Task to complete. Find the lines below that contain the string "screenshot". Copy each one.

>> START Records supplied

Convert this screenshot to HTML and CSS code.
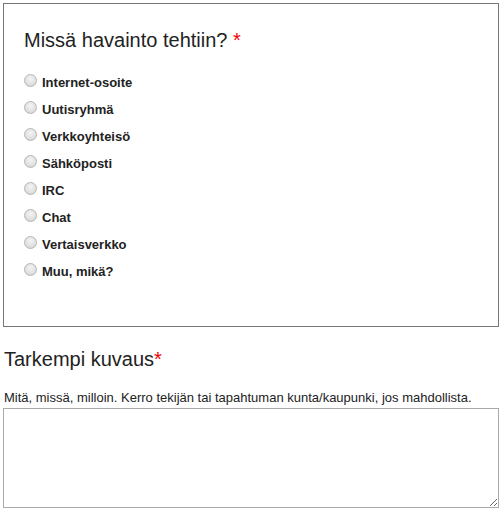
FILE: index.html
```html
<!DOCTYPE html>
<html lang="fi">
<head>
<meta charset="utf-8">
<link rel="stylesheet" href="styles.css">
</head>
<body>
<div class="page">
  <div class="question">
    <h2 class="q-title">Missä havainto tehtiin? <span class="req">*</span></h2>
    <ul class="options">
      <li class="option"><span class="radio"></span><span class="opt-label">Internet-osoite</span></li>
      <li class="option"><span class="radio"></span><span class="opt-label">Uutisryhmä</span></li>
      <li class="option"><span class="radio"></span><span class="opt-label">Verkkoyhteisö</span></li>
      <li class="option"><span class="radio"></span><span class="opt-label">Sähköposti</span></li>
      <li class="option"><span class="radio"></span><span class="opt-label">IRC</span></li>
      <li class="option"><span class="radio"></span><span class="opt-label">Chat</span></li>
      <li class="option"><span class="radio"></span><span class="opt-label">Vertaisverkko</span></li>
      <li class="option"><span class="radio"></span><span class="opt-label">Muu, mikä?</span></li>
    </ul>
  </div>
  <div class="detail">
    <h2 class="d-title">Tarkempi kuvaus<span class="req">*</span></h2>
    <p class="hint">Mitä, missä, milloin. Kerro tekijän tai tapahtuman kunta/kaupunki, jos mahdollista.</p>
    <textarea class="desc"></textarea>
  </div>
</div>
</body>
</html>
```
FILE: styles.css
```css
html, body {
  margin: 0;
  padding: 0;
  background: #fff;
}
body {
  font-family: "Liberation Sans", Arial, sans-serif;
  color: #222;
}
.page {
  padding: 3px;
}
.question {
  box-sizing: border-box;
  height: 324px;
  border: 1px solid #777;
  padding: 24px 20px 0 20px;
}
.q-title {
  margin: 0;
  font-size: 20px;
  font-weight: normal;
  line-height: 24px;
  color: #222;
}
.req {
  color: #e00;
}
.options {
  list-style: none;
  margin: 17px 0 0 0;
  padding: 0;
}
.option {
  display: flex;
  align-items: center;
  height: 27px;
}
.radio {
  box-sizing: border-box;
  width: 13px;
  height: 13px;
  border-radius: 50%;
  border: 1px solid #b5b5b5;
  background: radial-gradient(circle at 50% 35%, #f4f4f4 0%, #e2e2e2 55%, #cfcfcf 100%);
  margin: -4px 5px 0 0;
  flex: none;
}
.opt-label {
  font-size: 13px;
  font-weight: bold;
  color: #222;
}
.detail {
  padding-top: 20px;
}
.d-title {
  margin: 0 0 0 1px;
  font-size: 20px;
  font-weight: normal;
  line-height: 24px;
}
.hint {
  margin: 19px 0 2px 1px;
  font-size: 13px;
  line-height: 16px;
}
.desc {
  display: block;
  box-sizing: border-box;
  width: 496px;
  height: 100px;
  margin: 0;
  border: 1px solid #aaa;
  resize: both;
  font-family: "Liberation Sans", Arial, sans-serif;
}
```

>> END Records supplied
>> START Records supplied

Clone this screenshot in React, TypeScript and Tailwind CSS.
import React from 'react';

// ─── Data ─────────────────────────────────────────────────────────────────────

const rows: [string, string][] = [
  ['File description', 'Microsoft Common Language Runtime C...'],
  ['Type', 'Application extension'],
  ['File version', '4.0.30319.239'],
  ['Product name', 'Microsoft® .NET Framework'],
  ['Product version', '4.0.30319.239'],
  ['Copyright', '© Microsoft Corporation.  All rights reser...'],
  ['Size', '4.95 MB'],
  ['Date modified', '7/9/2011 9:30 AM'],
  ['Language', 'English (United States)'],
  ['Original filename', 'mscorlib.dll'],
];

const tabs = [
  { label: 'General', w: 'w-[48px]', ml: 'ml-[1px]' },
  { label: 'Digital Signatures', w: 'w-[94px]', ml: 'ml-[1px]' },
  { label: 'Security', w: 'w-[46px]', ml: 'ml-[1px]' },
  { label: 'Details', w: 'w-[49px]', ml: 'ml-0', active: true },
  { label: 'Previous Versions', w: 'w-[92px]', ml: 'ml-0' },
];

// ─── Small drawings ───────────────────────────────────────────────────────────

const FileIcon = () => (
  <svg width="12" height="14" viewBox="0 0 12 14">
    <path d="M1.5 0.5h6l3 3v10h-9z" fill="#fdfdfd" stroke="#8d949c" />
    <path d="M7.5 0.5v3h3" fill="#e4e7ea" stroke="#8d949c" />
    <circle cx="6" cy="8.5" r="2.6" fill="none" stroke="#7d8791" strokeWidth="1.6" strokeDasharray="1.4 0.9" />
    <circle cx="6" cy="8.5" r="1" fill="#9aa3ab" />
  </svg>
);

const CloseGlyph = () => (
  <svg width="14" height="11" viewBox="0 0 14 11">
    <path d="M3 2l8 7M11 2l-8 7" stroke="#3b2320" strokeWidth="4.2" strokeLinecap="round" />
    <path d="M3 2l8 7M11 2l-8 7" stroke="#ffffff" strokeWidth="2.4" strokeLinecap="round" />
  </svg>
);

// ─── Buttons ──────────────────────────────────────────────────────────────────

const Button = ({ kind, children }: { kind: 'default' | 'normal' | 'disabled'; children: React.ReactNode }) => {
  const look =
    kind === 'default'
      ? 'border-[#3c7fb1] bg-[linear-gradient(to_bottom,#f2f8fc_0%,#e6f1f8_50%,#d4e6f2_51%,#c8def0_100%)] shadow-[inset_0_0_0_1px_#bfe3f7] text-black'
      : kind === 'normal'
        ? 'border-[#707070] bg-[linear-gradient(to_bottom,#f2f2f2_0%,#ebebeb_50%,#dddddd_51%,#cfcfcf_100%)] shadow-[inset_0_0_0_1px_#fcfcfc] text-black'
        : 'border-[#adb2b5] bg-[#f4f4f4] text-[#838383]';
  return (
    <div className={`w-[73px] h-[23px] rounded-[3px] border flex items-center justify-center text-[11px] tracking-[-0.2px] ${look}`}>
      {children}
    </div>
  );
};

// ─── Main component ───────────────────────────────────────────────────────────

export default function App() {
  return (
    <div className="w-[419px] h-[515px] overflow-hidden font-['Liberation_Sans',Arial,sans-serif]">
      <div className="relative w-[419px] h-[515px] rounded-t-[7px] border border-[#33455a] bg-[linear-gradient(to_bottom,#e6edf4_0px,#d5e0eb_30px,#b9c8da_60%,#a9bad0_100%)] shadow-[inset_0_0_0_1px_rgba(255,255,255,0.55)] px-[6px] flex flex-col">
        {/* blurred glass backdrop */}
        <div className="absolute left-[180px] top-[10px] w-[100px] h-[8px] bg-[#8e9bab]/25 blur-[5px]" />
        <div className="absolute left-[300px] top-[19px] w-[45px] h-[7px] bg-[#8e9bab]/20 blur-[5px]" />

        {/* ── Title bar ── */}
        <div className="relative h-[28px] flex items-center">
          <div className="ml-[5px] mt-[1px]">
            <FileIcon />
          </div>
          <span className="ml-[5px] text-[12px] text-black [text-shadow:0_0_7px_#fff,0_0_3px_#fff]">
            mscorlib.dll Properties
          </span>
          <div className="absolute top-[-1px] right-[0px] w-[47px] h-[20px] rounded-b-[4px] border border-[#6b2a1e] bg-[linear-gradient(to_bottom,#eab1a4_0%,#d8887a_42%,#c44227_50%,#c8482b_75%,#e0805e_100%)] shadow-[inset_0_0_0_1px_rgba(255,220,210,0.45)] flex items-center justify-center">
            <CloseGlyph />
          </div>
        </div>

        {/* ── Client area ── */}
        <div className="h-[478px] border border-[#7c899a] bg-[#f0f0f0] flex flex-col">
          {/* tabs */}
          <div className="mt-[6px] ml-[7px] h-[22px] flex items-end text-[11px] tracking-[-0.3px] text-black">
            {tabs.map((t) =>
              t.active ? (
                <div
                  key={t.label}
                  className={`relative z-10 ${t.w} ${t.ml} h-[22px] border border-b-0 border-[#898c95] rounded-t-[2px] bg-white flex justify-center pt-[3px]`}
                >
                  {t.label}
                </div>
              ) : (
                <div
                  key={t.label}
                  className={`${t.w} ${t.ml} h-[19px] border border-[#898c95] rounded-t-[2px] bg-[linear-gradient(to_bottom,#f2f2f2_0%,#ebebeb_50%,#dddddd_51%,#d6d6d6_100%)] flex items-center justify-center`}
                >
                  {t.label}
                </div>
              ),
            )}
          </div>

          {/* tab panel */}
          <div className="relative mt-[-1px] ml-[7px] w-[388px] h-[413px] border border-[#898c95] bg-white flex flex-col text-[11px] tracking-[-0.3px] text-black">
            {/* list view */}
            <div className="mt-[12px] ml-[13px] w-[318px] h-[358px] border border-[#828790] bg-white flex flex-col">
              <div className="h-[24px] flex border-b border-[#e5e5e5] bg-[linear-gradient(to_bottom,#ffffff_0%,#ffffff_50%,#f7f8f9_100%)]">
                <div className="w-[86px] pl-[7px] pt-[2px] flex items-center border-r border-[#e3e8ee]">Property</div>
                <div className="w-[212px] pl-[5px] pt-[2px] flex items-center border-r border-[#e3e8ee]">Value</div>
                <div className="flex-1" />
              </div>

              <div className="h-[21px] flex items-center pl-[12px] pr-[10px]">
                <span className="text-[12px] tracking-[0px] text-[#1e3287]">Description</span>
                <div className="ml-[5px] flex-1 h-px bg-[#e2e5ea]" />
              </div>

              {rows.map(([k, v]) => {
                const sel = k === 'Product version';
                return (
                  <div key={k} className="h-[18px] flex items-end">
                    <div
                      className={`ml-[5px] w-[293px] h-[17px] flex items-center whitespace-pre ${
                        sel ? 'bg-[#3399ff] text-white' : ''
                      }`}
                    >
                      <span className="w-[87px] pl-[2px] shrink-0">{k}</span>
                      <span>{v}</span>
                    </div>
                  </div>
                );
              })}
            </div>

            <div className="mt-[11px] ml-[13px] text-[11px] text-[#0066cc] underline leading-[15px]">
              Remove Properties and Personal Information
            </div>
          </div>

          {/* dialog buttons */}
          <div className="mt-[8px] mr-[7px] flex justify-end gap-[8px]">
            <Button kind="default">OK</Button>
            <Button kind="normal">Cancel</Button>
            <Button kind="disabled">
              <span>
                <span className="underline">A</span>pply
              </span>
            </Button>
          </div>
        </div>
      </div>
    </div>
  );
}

>> END Records supplied

Response to the task.
Convert this screenshot to HTML and CSS code.
Clone this screenshot in React, TypeScript and Tailwind CSS.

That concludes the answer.